Ils savent alors que, selon le règlement (étrange) de la compétition, un but en or marqué en prolongation compte double. Pour la Barbade, le scénario idéal serait que Grenade égalise et que la période réglementaire du match se termine par un score de 2 à 2. Ensuite, durant les prolongations, il faudrait que les Barbadiens marquent le but en or et le score final ne serait donc pas de 3 à 2 mais de 4 à 2 ce qui ouvrirait la voie à la qualification pour le prochain tour.

Oui, mais voilà, il ne reste que trois minutes à jouer, le score est toujours de 2-1 pour La Barbade et les prolongations ne sont pas en vue car l’équipe de la Grenade sait qu’elle n’a aucun intérêt à égaliser puisque le goal-average est à son avantage. Qu’à cela ne tienne, les joueurs de La Barbade décident donc de… marquer contre leur propre camp à la 87ième minute (aucun règlement n’interdit de marquer de manière délibérée contre son camp…). Le score passe ainsi à 2 à 2 et cela ouvre la voie aux trente minutes de prolongations.

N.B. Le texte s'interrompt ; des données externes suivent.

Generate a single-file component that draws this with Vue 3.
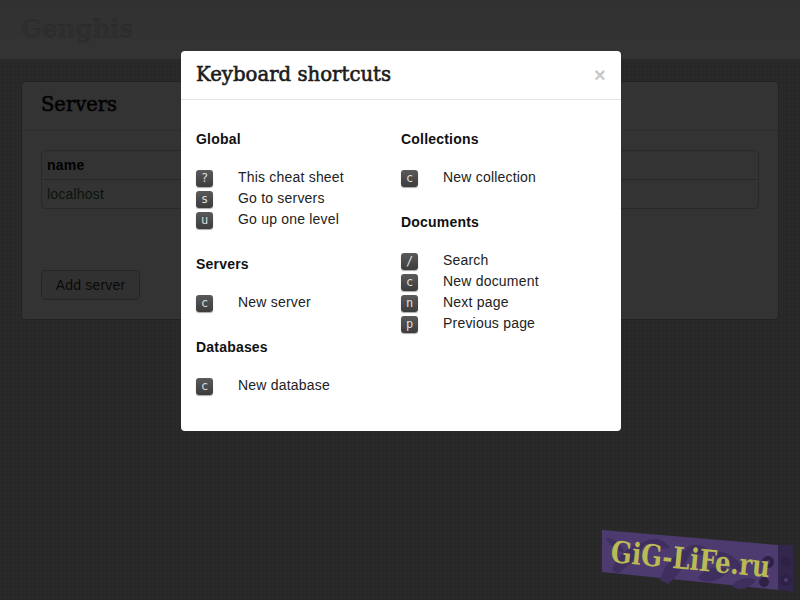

L’affaire, vous vous en doutez, ne s’arrête pas là. Les joueurs de Grenade saisissent la manœuvre et ils comprennent vite qu’ils doivent absolument empêcher les prolongations et éliminer ainsi le risque de subir un but en or « compte double ». Comment faire ? Marquer un but aux adversaires ? Ils n’ont pas assez de temps. La solution est évidente : il leur faut imiter les Barbadiens et scorer contre leur propre camp. Certes, cela les ferait perdre mais avec un seul but d'écart, autrement dit pas de prolongations ni de but en or...

Voilà donc un joueur de Grenade qui s’en va pour marquer contre son gardien. Et qui l’en empêche ? Un attaquant de La Barbade… Pour résumer, on est dans un match complètement fou, où, pour espérer pouvoir se qualifier, une équipe (La Barbade) doit conserver le match nul quitte à empêcher un « auto-goal » adverse. Quant aux joueurs de La Grenade, il leur faut marquer un but à tout prix et dans n’importe quelle cage… Pour la petite histoire, la Barbade réussira à obtenir les prolongations et à se qualifier en marquant le fameux but en or.

Ce match, qui déclencha en son temps la polémique, a inspiré par la suite quelques coachs en mal d’innovation pour concocter des séances d’entraînement originales. L’idée est simple. Il s’agit d’organiser une opposition où une défense composée de cinq à six joueurs doit défendre deux cages à la fois (ce qui lui impose de traverser le terrain à toute vitesse selon la progression du ballon). Quant à l’attaque, elle peut marquer dans chacun des deux buts. Cet exercice crée de la confusion et de la désorientation (ce qui peut arriver en cours de match) mais aussi de l’amusement.

Autre variante, une opposition classique entre deux équipes mais, au sifflet de l’entraîneur, il y a permutation de quelques joueurs qui se retrouvent à évoluer aux côtés de ceux qui étaient leurs adversaires quelques secondes plus tôt. Là aussi, l’idée est de faire travailler la capacité d’adaptation et donner un peu de piment à des séances qui, parfois, lassent les joueurs.

On terminera cette chronique en relevant que le fait de marquer contre son camp pour obtenir les prolongations afin de l’emporter sur écart de points plus large a touché d’autres sports dont le basket-ball. Cela a poussé la fédération internationale de ce sport à interdire les paniers contre son camp.